Anyway, my question.
The Church of England's official statement last year on the Eucharist, put forward by the House of Bishops restates the understanding of that church, that the Eucharist is 'no mere calling to mind' of the Sacrifice of Christ, but a memorial, an anamnesis.
It defines 'anamnesis' (memorial/remembrance)as 'making effectively present here and now an event of the past'. It thus affirms the Real Presence.
Now what I'm wondering is, where did this understanding of memorial/anamnesis come from? It surely isn't the understanding of 'memorial' that we have today. Is 'memorial' one of those words that has had its meaning changed over the years as language developed?
And at the last supper, when Jesus said 'Do this in memory/remembrance of me', was the word used the Aramaic equvalent of the Greek 'anamnesis'?

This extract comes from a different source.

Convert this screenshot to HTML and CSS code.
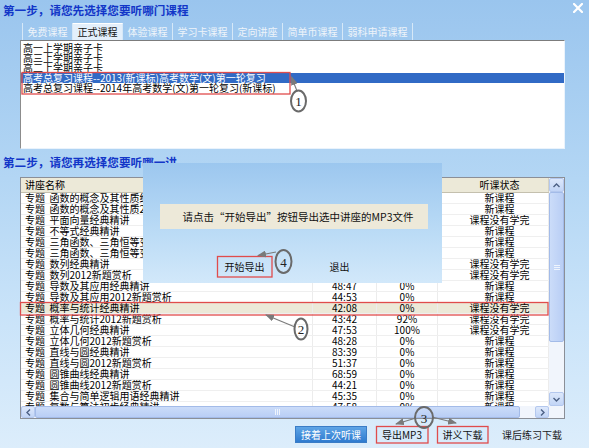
FILE: index.html
```html
<!DOCTYPE html>
<html lang="zh-CN">
<head>
<meta charset="utf-8">
<title>选择课程</title>
<link rel="stylesheet" href="styles.css">
</head>
<body>
<div class="win">
  <div class="titlebar">
    <h1 class="step">第一步，请您先选择您要听哪门课程</h1>
    <svg class="close" width="10" height="10" viewBox="0 0 10 10"><path d="M1 1 L9 9 M9 1 L1 9" stroke="#fff" stroke-width="2.2" stroke-linecap="square"/></svg>
  </div>

  <div class="tabs">
    <div class="tab">免费课程</div>
    <div class="tab active">正式课程</div>
    <div class="tab">体验课程</div>
    <div class="tab">学习卡课程</div>
    <div class="tab">定向讲座</div>
    <div class="tab">简单币课程</div>
    <div class="tab">弱科申请课程</div>
  </div>

  <div class="listbox">
    <div class="li">高一上学期亲子卡</div>
    <div class="li">高三上学期亲子卡</div>
    <div class="li">高二上学期亲子卡</div>
    <div class="li sel">高考总复习课程--2013(新课标)高考数学(文)第一轮复习</div>
    <div class="li">高考总复习课程--2014年高考数学(文)第一轮复习(新课标)</div>
  </div>

  <h2 class="step step2">第二步，请您再选择您要听哪一讲</h2>

  <div class="grid">
    <div class="gbody">
      <div class="hdr">
        <div class="hc">讲座名称</div>
        <div class="hc"></div>
        <div class="hc"></div>
        <div class="hc status">听课状态</div>
      </div>
      <div class="r"><div class="c">专题&nbsp;&nbsp;函数的概念及其性质经典精讲</div><div class="c n">45:12</div><div class="c n">0%</div><div class="c status">新课程</div></div>
      <div class="r"><div class="c">专题&nbsp;&nbsp;函数的概念及其性质2012新题赏析</div><div class="c n">47:30</div><div class="c n">0%</div><div class="c status">新课程</div></div>
      <div class="r"><div class="c">专题&nbsp;&nbsp;平面向量经典精讲</div><div class="c n">46:18</div><div class="c n">35%</div><div class="c status">课程没有学完</div></div>
      <div class="r"><div class="c">专题&nbsp;&nbsp;不等式经典精讲</div><div class="c n">44:06</div><div class="c n">0%</div><div class="c status">新课程</div></div>
      <div class="r"><div class="c">专题&nbsp;&nbsp;三角函数、三角恒等变换经典精讲</div><div class="c n">49:21</div><div class="c n">0%</div><div class="c status">新课程</div></div>
      <div class="r"><div class="c">专题&nbsp;&nbsp;三角函数、三角恒等变换2012新题赏析</div><div class="c n">43:55</div><div class="c n">0%</div><div class="c status">新课程</div></div>
      <div class="r"><div class="c">专题&nbsp;&nbsp;数列经典精讲</div><div class="c n">48:02</div><div class="c n">64%</div><div class="c status">课程没有学完</div></div>
      <div class="r"><div class="c">专题&nbsp;&nbsp;数列2012新题赏析</div><div class="c n">45:40</div><div class="c n">20%</div><div class="c status">课程没有学完</div></div>
      <div class="r"><div class="c">专题&nbsp;&nbsp;导数及其应用经典精讲</div><div class="c n">48:47</div><div class="c n">0%</div><div class="c status">新课程</div></div>
      <div class="r"><div class="c">专题&nbsp;&nbsp;导数及其应用2012新题赏析</div><div class="c n">44:53</div><div class="c n">0%</div><div class="c status">新课程</div></div>
      <div class="r hl"><div class="c">专题&nbsp;&nbsp;概率与统计经典精讲</div><div class="c n">42:08</div><div class="c n">0%</div><div class="c status">课程没有学完</div></div>
      <div class="r"><div class="c">专题&nbsp;&nbsp;概率与统计2012新题赏析</div><div class="c n">43:42</div><div class="c n">92%</div><div class="c status">课程没有学完</div></div>
      <div class="r"><div class="c">专题&nbsp;&nbsp;立体几何经典精讲</div><div class="c n">47:53</div><div class="c n">100%</div><div class="c status">课程没有学完</div></div>
      <div class="r"><div class="c">专题&nbsp;&nbsp;立体几何2012新题赏析</div><div class="c n">48:28</div><div class="c n">0%</div><div class="c status">新课程</div></div>
      <div class="r"><div class="c">专题&nbsp;&nbsp;直线与圆经典精讲</div><div class="c n">83:39</div><div class="c n">0%</div><div class="c status">新课程</div></div>
      <div class="r"><div class="c">专题&nbsp;&nbsp;直线与圆2012新题赏析</div><div class="c n">51:37</div><div class="c n">0%</div><div class="c status">新课程</div></div>
      <div class="r"><div class="c">专题&nbsp;&nbsp;圆锥曲线经典精讲</div><div class="c n">68:59</div><div class="c n">0%</div><div class="c status">新课程</div></div>
      <div class="r"><div class="c">专题&nbsp;&nbsp;圆锥曲线2012新题赏析</div><div class="c n">44:21</div><div class="c n">0%</div><div class="c status">新课程</div></div>
      <div class="r"><div class="c">专题&nbsp;&nbsp;集合与简单逻辑用语经典精讲</div><div class="c n">45:35</div><div class="c n">0%</div><div class="c status">新课程</div></div>
      <div class="r"><div class="c">专题&nbsp;&nbsp;复数与算法初步经典精讲</div><div class="c n">47:58</div><div class="c n">0%</div><div class="c status">新课程</div></div>
    </div>

    <div class="vs">
      <div class="sbtn"><svg width="7" height="5" viewBox="0 0 7 5"><path d="M0.5 4 L3.5 1 L6.5 4" fill="none" stroke="#4d6185" stroke-width="1.4"/></svg></div>
      <div class="vthumb"><span class="grip-h"></span></div>
      <div class="vtrack"></div>
      <div class="sbtn"><svg width="7" height="5" viewBox="0 0 7 5"><path d="M0.5 1 L3.5 4 L6.5 1" fill="none" stroke="#4d6185" stroke-width="1.4"/></svg></div>
    </div>

    <div class="hs">
      <div class="sbtn hbtn"><svg width="5" height="7" viewBox="0 0 5 7"><path d="M4 0.5 L1 3.5 L4 6.5" fill="none" stroke="#4d6185" stroke-width="1.4"/></svg></div>
      <div class="hthumb"><span class="grip-v"></span></div>
      <div class="htrack"></div>
      <div class="sbtn hbtn"><svg width="5" height="7" viewBox="0 0 5 7"><path d="M1 0.5 L4 3.5 L1 6.5" fill="none" stroke="#4d6185" stroke-width="1.4"/></svg></div>
    </div>
    <div class="corner"></div>
  </div>

  <div class="footer">
    <div class="btn primary">接着上次听课</div>
    <div class="btn b2">导出MP3</div>
    <div class="btn b3">讲义下载</div>
    <div class="flat">课后练习下载</div>
  </div>

  <div class="dialog">
    <div class="msg">请点击“开始导出”按钮导出选中讲座的MP3文件</div>
    <div class="dlg-btns">
      <div class="dbtn">开始导出</div>
      <div class="dbtn">退出</div>
    </div>
  </div>

  <svg class="annot" width="589" height="448" viewBox="0 0 589 448">
    <defs>
      <marker id="ah" markerUnits="userSpaceOnUse" markerWidth="9" markerHeight="7" refX="8" refY="3.5" orient="auto">
        <path d="M0 0 L9 3.5 L0 7 Z" fill="#7a7a7a"/>
      </marker>
    </defs>
    <g fill="none" stroke="#e04c4c" stroke-width="1.3">
      <rect x="22" y="72.5" width="268" height="21.5"/>
      <rect x="20.5" y="302.5" width="527.5" height="12.5"/>
      <rect x="217.5" y="256.5" width="54.5" height="20.5"/>
      <rect x="376.5" y="426.5" width="51.5" height="16.5"/>
      <rect x="437.5" y="426.5" width="50.5" height="16.5"/>
    </g>
    <g stroke="#7a7a7a" stroke-width="1.1" fill="none">
      <line x1="297" y1="91" x2="291.5" y2="77" marker-end="url(#ah)"/>
      <line x1="295" y1="327" x2="266" y2="315" marker-end="url(#ah)"/>
      <line x1="276" y1="252" x2="258" y2="255.5" marker-end="url(#ah)"/>
      <line x1="416" y1="418" x2="396" y2="424" marker-end="url(#ah)"/>
      <line x1="432" y1="417" x2="456" y2="423" marker-end="url(#ah)"/>
    </g>
    <g fill="none" stroke="#6a6a6a" stroke-width="2">
      <ellipse cx="298.5" cy="101" rx="7.5" ry="10.5"/>
      <ellipse cx="301" cy="329" rx="6.5" ry="10.5"/>
      <ellipse cx="424" cy="417.5" rx="9" ry="10.5"/>
      <ellipse cx="283.5" cy="261.5" rx="8" ry="11.5"/>
    </g>
    <g class="num" text-anchor="middle">
      <text x="298.5" y="106">1</text>
      <text x="301" y="334">2</text>
      <text x="424" y="422.5">3</text>
      <text x="283.5" y="266.5">4</text>
    </g>
  </svg>
</div>
</body>
</html>
```

FILE: styles.css
```css
* {
  box-sizing: border-box;
  margin: 0;
  padding: 0;
}

html,
body {
  width: 589px;
  height: 448px;
  overflow: hidden;
}

body {
  font-family: "Noto Sans CJK SC", "Noto Sans", sans-serif;
  font-size: 10px;
  color: #000;
  background: linear-gradient(#9ac5ee 0%, #b3d6f4 40%, #c9e3f9 70%, #dcedfb 100%);
}

.win {
  position: relative;
  width: 589px;
  height: 448px;
}

/* ---------- title ---------- */
.titlebar {
  display: flex;
  justify-content: space-between;
  align-items: flex-start;
  height: 23px;
  padding: 4px 6px 0 3px;
}

.step {
  font-size: 11.6px;
  line-height: 13px;
  font-weight: bold;
  color: #1236c8;
  white-space: nowrap;
}

.close {
  display: block;
  margin-top: -1px;
}

/* ---------- tabs ---------- */
.tabs {
  display: flex;
  height: 17px;
  margin-left: 22px;
  border-left: 1px solid #d6e8f7;
}

.tab {
  height: 17px;
  line-height: 17px;
  padding: 0 4.5px;
  color: #eef4fa;
  border-right: 1px solid #d6e8f7;
  white-space: nowrap;
}

.tab.active {
  background: #e3effb;
  color: #111;
  border-top: 1px solid #fff;
  line-height: 16px;
}

/* ---------- course list ---------- */
.listbox {
  margin-left: 20px;
  width: 545px;
  height: 109px;
  background: #fff;
  border: 1px solid;
  border-color: #7c7c7c #eaf3fc #eaf3fc #8c8c8c;
  padding-top: 2px;
}

.li {
  height: 10px;
  line-height: 10px;
  padding-left: 2px;
  white-space: nowrap;
}

.li.sel {
  background: #316ac5;
  color: #fff;
}

.step2 {
  margin-top: 6px;
  padding-left: 3px;
  line-height: 14px;
}

/* ---------- lecture grid ---------- */
.grid {
  margin: 8px 0 0 20px;
  width: 545px;
  height: 242px;
  border: 1px solid #8b8f97;
  display: grid;
  grid-template-columns: 528px 15px;
  grid-template-rows: 228px 12px;
  background: #fff;
}

.gbody {
  overflow: hidden;
}

.hdr,
.r {
  display: grid;
  grid-template-columns: 292px 64px 61px 111px;
}

.hdr {
  height: 15px;
  background: #ece9d8;
  border-bottom: 1px solid #c4c0ae;
}

.hc {
  line-height: 14px;
  padding-left: 4px;
  border-right: 1px solid #d5d2c3;
  white-space: nowrap;
}

.r {
  height: 11px;
  border-bottom: 1px solid #efefef;
}

.r.hl {
  background: #ece9d8;
}

.c {
  line-height: 10px;
  padding-left: 4px;
  white-space: nowrap;
  overflow: hidden;
  border-right: 1px solid #ececec;
}

.c.n {
  padding-left: 0;
  text-align: center;
}

.status {
  text-align: center;
  padding-left: 13px;
}

/* scrollbars */
.vs {
  display: flex;
  flex-direction: column;
  background: #f1f5fc;
}

.sbtn {
  height: 14px;
  flex: none;
  display: flex;
  align-items: center;
  justify-content: center;
  background: linear-gradient(#dde8fb, #c2d5f6);
  border: 1px solid #b4c8ee;
  border-radius: 2px;
}

.vthumb {
  height: 150px;
  flex: none;
  display: flex;
  align-items: center;
  justify-content: center;
  background: linear-gradient(90deg, #cbdcf9, #b9cef5);
  border: 1px solid #a3bbe8;
  border-radius: 2px;
}

.grip-h {
  width: 6px;
  height: 5px;
  border-top: 1px solid #eef4fd;
  border-bottom: 1px solid #eef4fd;
  background: linear-gradient(transparent 1px, #eef4fd 1px, #eef4fd 2px, transparent 2px);
}

.vtrack {
  flex: 1;
}

.hs {
  display: flex;
  background: #f1f5fc;
}

.hbtn {
  width: 14px;
  height: 12px;
}

.hthumb {
  width: 485px;
  display: flex;
  align-items: center;
  justify-content: center;
  background: linear-gradient(#cbdcf9, #b9cef5);
  border: 1px solid #a3bbe8;
  border-radius: 2px;
}

.grip-v {
  width: 5px;
  height: 6px;
  border-left: 1px solid #eef4fd;
  border-right: 1px solid #eef4fd;
  background: linear-gradient(90deg, transparent 1px, #eef4fd 1px, #eef4fd 2px, transparent 2px);
}

.htrack {
  flex: 1;
}

.corner {
  background: #f1f5fc;
}

/* ---------- footer ---------- */
.footer {
  display: flex;
  align-items: center;
  height: 17px;
  margin: 7px 0 0 295px;
}

.btn {
  height: 17px;
  line-height: 17px;
  text-align: center;
  white-space: nowrap;
  color: #111;
}

.btn.primary {
  width: 72px;
  margin-right: 9px;
  color: #fff;
  background: linear-gradient(#5ea4e6, #2f7bcf);
  border: 1px solid #3a7cc6;
  line-height: 15px;
}

.btn.b2 {
  width: 52px;
  margin-right: 9px;
  background: #d8ebfb;
}

.btn.b3 {
  width: 51px;
  margin-right: 14px;
  background: #d8ebfb;
}

.flat {
  color: #1a1a1a;
  white-space: nowrap;
}

/* ---------- overlay dialog ---------- */
.dialog {
  position: absolute;
  left: 143px;
  top: 163px;
  width: 299px;
  height: 120px;
  padding-top: 41px;
  background: linear-gradient(#9cc7ef, #bcdcf6 60%, #d2e8fa);
}

.msg {
  margin-left: 17px;
  width: 268px;
  height: 25px;
  line-height: 25px;
  padding-left: 8px;
  font-size: 10.5px;
  text-align: center;
  white-space: nowrap;
  background: #ede9d9;
  color: #111;
}

.dlg-btns {
  display: flex;
  gap: 40px;
  margin: 27px 0 0 74px;
}

.dbtn {
  width: 55px;
  height: 21px;
  line-height: 21px;
  text-align: center;
  color: #111;
}

/* ---------- annotations ---------- */
.annot {
  position: absolute;
  left: 0;
  top: 0;
  pointer-events: none;
  overflow: visible;
}

.num text {
  font-family: "Liberation Serif", serif;
  font-size: 13px;
  fill: #222;
}
```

This seems to be the implication in John 6, and Paul seemed to be expressing this understanding of the Eucharist in his first letter to Corinth.
So biblical scholarly and linguistic types, here's one spikey Anglican, who is genuinely asking, is a major aspect of my faith based on a mistranslation? I'm genuinely asking, as I don't know squat about biblical languages.
Thanks, Regina xxx [ 19. June 2003, 17:56: Message edited by: Erin ]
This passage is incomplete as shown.